Data extract ::
— BEGIN —
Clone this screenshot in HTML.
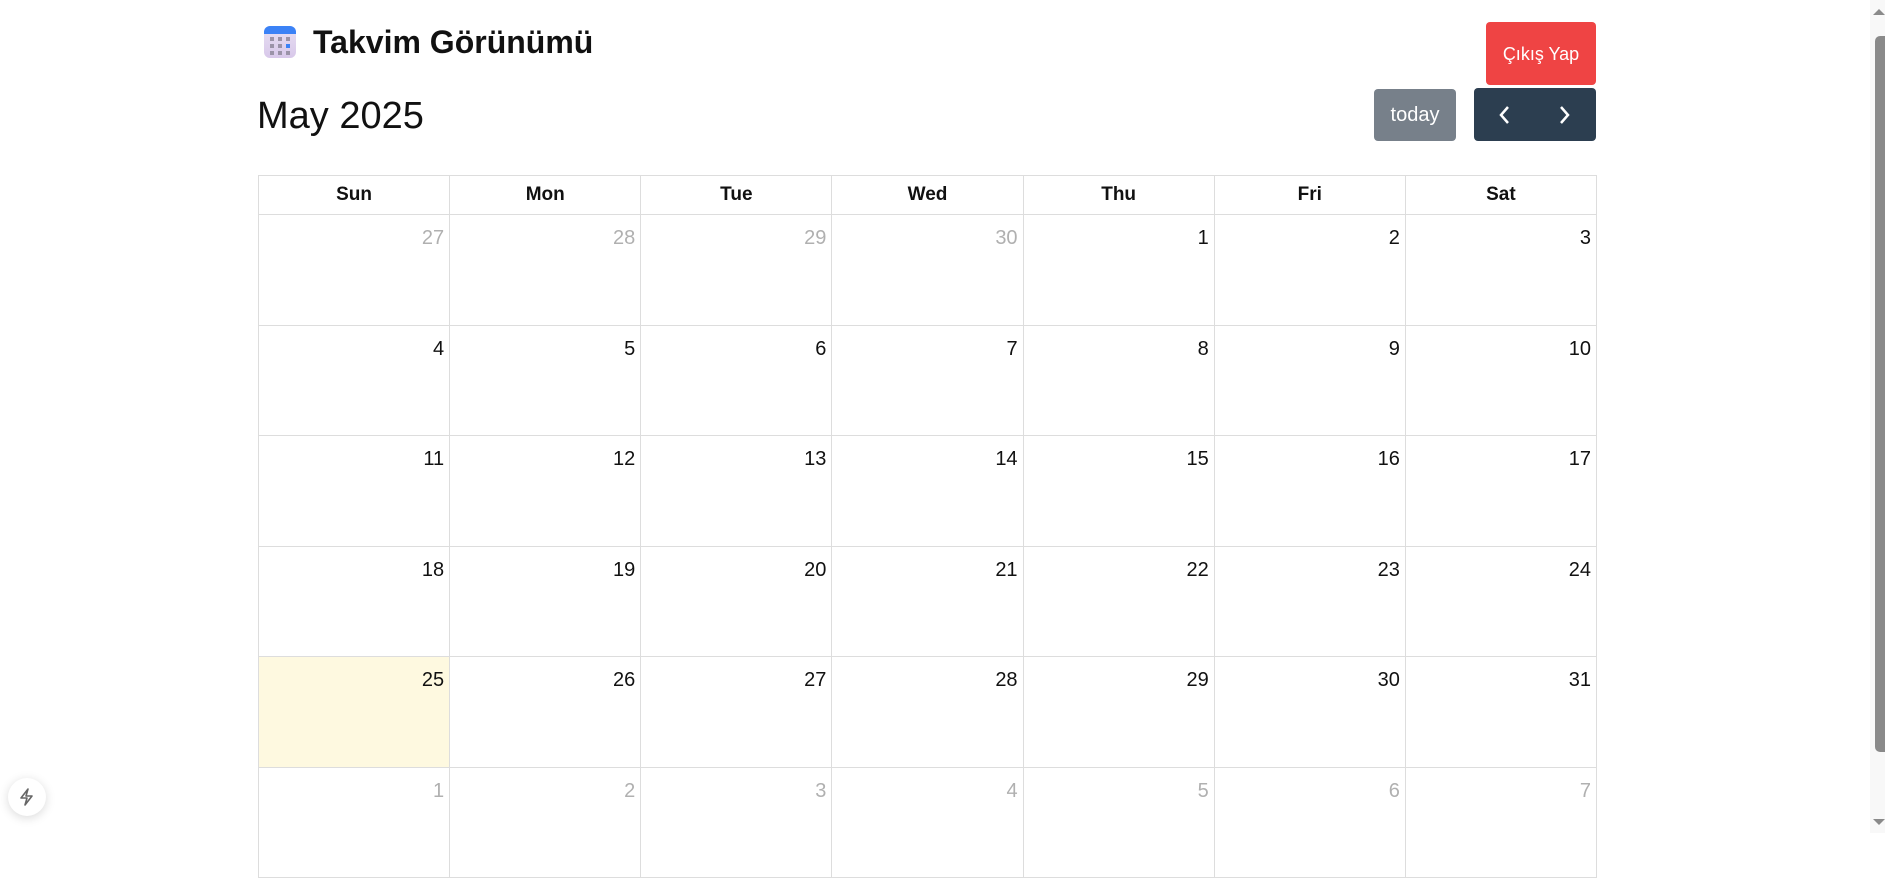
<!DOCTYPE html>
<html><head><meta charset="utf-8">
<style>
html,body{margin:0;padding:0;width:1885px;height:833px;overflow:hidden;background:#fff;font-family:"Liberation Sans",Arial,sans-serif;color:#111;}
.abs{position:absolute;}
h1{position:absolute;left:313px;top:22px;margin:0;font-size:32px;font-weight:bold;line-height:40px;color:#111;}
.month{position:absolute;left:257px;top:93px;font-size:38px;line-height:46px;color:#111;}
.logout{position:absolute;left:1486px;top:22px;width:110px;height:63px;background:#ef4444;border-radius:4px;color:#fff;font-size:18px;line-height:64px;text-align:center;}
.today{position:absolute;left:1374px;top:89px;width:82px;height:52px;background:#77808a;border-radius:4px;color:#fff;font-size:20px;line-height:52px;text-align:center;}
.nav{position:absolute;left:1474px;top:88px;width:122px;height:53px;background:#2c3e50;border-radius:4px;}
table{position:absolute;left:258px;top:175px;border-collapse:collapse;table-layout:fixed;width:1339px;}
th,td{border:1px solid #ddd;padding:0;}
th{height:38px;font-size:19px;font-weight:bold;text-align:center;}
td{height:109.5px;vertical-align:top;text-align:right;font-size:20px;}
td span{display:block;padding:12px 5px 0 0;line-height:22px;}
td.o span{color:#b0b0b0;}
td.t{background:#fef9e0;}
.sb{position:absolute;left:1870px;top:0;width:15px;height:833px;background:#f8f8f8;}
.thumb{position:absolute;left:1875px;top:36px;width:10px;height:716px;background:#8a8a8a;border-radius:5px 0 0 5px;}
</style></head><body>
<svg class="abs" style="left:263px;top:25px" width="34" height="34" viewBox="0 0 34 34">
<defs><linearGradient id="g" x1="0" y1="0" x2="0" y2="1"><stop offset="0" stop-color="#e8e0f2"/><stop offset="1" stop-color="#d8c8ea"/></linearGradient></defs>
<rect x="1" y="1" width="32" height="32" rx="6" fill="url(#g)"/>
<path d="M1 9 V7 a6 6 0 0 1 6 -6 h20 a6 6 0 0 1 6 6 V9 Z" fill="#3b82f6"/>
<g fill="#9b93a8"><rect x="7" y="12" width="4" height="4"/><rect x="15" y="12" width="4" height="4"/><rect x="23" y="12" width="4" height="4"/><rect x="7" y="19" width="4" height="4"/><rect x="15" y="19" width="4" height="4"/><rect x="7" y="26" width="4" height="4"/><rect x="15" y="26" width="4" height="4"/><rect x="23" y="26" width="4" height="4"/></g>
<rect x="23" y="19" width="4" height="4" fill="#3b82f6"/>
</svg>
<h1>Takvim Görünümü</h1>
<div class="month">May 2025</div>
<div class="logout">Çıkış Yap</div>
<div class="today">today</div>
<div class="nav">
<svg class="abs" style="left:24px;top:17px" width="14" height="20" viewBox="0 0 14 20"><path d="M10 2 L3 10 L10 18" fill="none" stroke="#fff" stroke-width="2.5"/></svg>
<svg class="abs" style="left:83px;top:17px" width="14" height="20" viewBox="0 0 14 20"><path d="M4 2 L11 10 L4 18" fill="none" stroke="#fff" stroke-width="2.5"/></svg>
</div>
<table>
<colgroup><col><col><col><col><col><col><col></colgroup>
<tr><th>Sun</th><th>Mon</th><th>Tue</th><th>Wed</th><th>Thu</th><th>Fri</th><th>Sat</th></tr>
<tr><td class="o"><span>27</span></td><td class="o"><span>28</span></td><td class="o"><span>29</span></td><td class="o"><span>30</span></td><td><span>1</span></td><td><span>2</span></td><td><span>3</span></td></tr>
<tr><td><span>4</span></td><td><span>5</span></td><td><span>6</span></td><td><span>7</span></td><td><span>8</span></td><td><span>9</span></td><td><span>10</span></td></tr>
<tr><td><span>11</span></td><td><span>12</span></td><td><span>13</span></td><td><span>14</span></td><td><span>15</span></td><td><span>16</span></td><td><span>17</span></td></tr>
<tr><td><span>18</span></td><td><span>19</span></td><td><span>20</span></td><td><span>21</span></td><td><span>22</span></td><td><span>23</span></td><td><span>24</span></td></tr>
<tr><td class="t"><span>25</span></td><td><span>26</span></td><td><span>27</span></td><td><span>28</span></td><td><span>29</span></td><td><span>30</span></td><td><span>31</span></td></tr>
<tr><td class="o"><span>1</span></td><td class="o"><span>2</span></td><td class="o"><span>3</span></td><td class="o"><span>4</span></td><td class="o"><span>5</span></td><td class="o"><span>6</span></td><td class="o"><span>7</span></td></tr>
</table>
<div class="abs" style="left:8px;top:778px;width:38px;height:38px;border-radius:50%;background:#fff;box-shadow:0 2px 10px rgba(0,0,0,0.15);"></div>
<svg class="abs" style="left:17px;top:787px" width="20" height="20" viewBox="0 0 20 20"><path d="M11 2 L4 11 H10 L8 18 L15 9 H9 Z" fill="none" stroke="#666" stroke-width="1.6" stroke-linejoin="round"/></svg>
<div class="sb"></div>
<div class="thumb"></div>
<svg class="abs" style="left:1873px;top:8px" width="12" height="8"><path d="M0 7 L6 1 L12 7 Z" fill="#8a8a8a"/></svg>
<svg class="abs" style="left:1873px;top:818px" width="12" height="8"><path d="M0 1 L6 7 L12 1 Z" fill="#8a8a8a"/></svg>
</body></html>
— END —
Set the pictures aside and transcribe the data above exactly.

Clone this screenshot in HTML.
<!DOCTYPE html>
<html><head><meta charset="utf-8">
<style>
html,body{margin:0;padding:0;width:1885px;height:833px;overflow:hidden;background:#fff;font-family:"Liberation Sans",Arial,sans-serif;color:#111;}
.abs{position:absolute;}
h1{position:absolute;left:313px;top:22px;margin:0;font-size:32px;font-weight:bold;line-height:40px;color:#111;}
.month{position:absolute;left:257px;top:93px;font-size:38px;line-height:46px;color:#111;}
.logout{position:absolute;left:1486px;top:22px;width:110px;height:63px;background:#ef4444;border-radius:4px;color:#fff;font-size:18px;line-height:64px;text-align:center;}
.today{position:absolute;left:1374px;top:89px;width:82px;height:52px;background:#77808a;border-radius:4px;color:#fff;font-size:20px;line-height:52px;text-align:center;}
.nav{position:absolute;left:1474px;top:88px;width:122px;height:53px;background:#2c3e50;border-radius:4px;}
table{position:absolute;left:258px;top:175px;border-collapse:collapse;table-layout:fixed;width:1339px;}
th,td{border:1px solid #ddd;padding:0;}
th{height:38px;font-size:19px;font-weight:bold;text-align:center;}
td{height:109.5px;vertical-align:top;text-align:right;font-size:20px;}
td span{display:block;padding:12px 5px 0 0;line-height:22px;}
td.o span{color:#b0b0b0;}
td.t{background:#fef9e0;}
.sb{position:absolute;left:1870px;top:0;width:15px;height:833px;background:#f8f8f8;}
.thumb{position:absolute;left:1875px;top:36px;width:10px;height:716px;background:#8a8a8a;border-radius:5px 0 0 5px;}
</style></head><body>
<svg class="abs" style="left:263px;top:25px" width="34" height="34" viewBox="0 0 34 34">
<defs><linearGradient id="g" x1="0" y1="0" x2="0" y2="1"><stop offset="0" stop-color="#e8e0f2"/><stop offset="1" stop-color="#d8c8ea"/></linearGradient></defs>
<rect x="1" y="1" width="32" height="32" rx="6" fill="url(#g)"/>
<path d="M1 9 V7 a6 6 0 0 1 6 -6 h20 a6 6 0 0 1 6 6 V9 Z" fill="#3b82f6"/>
<g fill="#9b93a8"><rect x="7" y="12" width="4" height="4"/><rect x="15" y="12" width="4" height="4"/><rect x="23" y="12" width="4" height="4"/><rect x="7" y="19" width="4" height="4"/><rect x="15" y="19" width="4" height="4"/><rect x="7" y="26" width="4" height="4"/><rect x="15" y="26" width="4" height="4"/><rect x="23" y="26" width="4" height="4"/></g>
<rect x="23" y="19" width="4" height="4" fill="#3b82f6"/>
</svg>
<h1>Takvim Görünümü</h1>
<div class="month">May 2025</div>
<div class="logout">Çıkış Yap</div>
<div class="today">today</div>
<div class="nav">
<svg class="abs" style="left:24px;top:17px" width="14" height="20" viewBox="0 0 14 20"><path d="M10 2 L3 10 L10 18" fill="none" stroke="#fff" stroke-width="2.5"/></svg>
<svg class="abs" style="left:83px;top:17px" width="14" height="20" viewBox="0 0 14 20"><path d="M4 2 L11 10 L4 18" fill="none" stroke="#fff" stroke-width="2.5"/></svg>
</div>
<table>
<colgroup><col><col><col><col><col><col><col></colgroup>
<tr><th>Sun</th><th>Mon</th><th>Tue</th><th>Wed</th><th>Thu</th><th>Fri</th><th>Sat</th></tr>
<tr><td class="o"><span>27</span></td><td class="o"><span>28</span></td><td class="o"><span>29</span></td><td class="o"><span>30</span></td><td><span>1</span></td><td><span>2</span></td><td><span>3</span></td></tr>
<tr><td><span>4</span></td><td><span>5</span></td><td><span>6</span></td><td><span>7</span></td><td><span>8</span></td><td><span>9</span></td><td><span>10</span></td></tr>
<tr><td><span>11</span></td><td><span>12</span></td><td><span>13</span></td><td><span>14</span></td><td><span>15</span></td><td><span>16</span></td><td><span>17</span></td></tr>
<tr><td><span>18</span></td><td><span>19</span></td><td><span>20</span></td><td><span>21</span></td><td><span>22</span></td><td><span>23</span></td><td><span>24</span></td></tr>
<tr><td class="t"><span>25</span></td><td><span>26</span></td><td><span>27</span></td><td><span>28</span></td><td><span>29</span></td><td><span>30</span></td><td><span>31</span></td></tr>
<tr><td class="o"><span>1</span></td><td class="o"><span>2</span></td><td class="o"><span>3</span></td><td class="o"><span>4</span></td><td class="o"><span>5</span></td><td class="o"><span>6</span></td><td class="o"><span>7</span></td></tr>
</table>
<div class="abs" style="left:8px;top:778px;width:38px;height:38px;border-radius:50%;background:#fff;box-shadow:0 2px 10px rgba(0,0,0,0.15);"></div>
<svg class="abs" style="left:17px;top:787px" width="20" height="20" viewBox="0 0 20 20"><path d="M11 2 L4 11 H10 L8 18 L15 9 H9 Z" fill="none" stroke="#666" stroke-width="1.6" stroke-linejoin="round"/></svg>
<div class="sb"></div>
<div class="thumb"></div>
<svg class="abs" style="left:1873px;top:8px" width="12" height="8"><path d="M0 7 L6 1 L12 7 Z" fill="#8a8a8a"/></svg>
<svg class="abs" style="left:1873px;top:818px" width="12" height="8"><path d="M0 1 L6 7 L12 1 Z" fill="#8a8a8a"/></svg>
</body></html>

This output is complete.